The foundation of this effort is enabling producers to be better land stewards. In order to capitalize on land stewardship activities and accomplishments, producers must have a management plan and be measuring on farm actions and responses. Through the Producer Relations consultation effort, a stewardship management plan will be the overall guiding document for each participant.  The stewardship management plan will encompass all land uses on the operation and provide specific planned and scheduled practices that address resource issues and meet landowner objectives. The stewardship management plan must meet minimum stewardship requirements by land use as outlined by Producer Relations. It should be noted that this stewardship management plan is still a plan and should be flexible enough to deal with environmental fluctuations and market volatility.

 

It is often said that we cannot manage what we do not measure.
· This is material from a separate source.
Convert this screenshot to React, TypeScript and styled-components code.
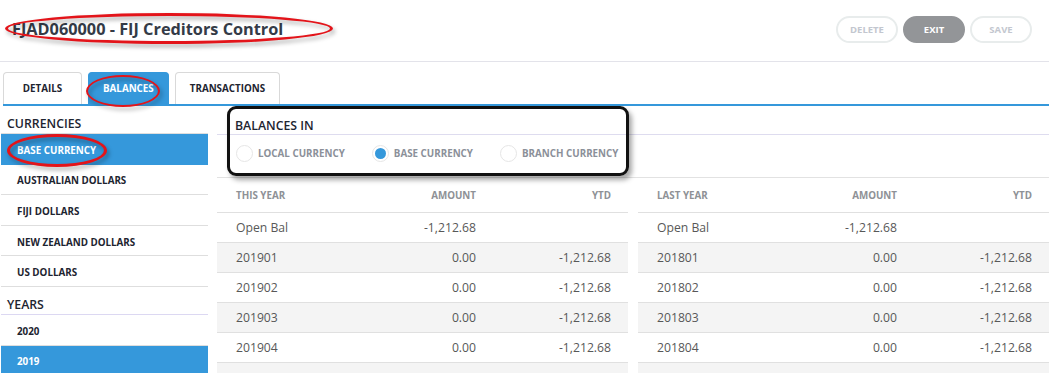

The hallmark of this program is the on farm measurements defined in the monitoring plan outlining the agricultural and ecological benefits. These data must be searchable, reportable and able to be aggregated at the landscape scale. This defines the need for a state of the art Agricultural Database System. These data will be further refined within a producer portal, organized by stewardship pillar and utilized in ecological calculators defining ecosystem service values.

 

In addition to the consultation assistance and data management services, participating producers will receive a Noble Land Stewardship Certification. The certification process will verify, based on scientific standards, the stewardship principles and practices utilized by land use (i.e. rangeland, cropland, pasture, etc.).  This certification label will be continual once accepted with a biannual certification review.  The certification approval and recertification process will be conducted and approved by the appropriate Noble Research Institute consultation team. This certification will allow producers opportunities to receive industry specific premiums for their products and participate in potential ecosystem service financial markets as they develop.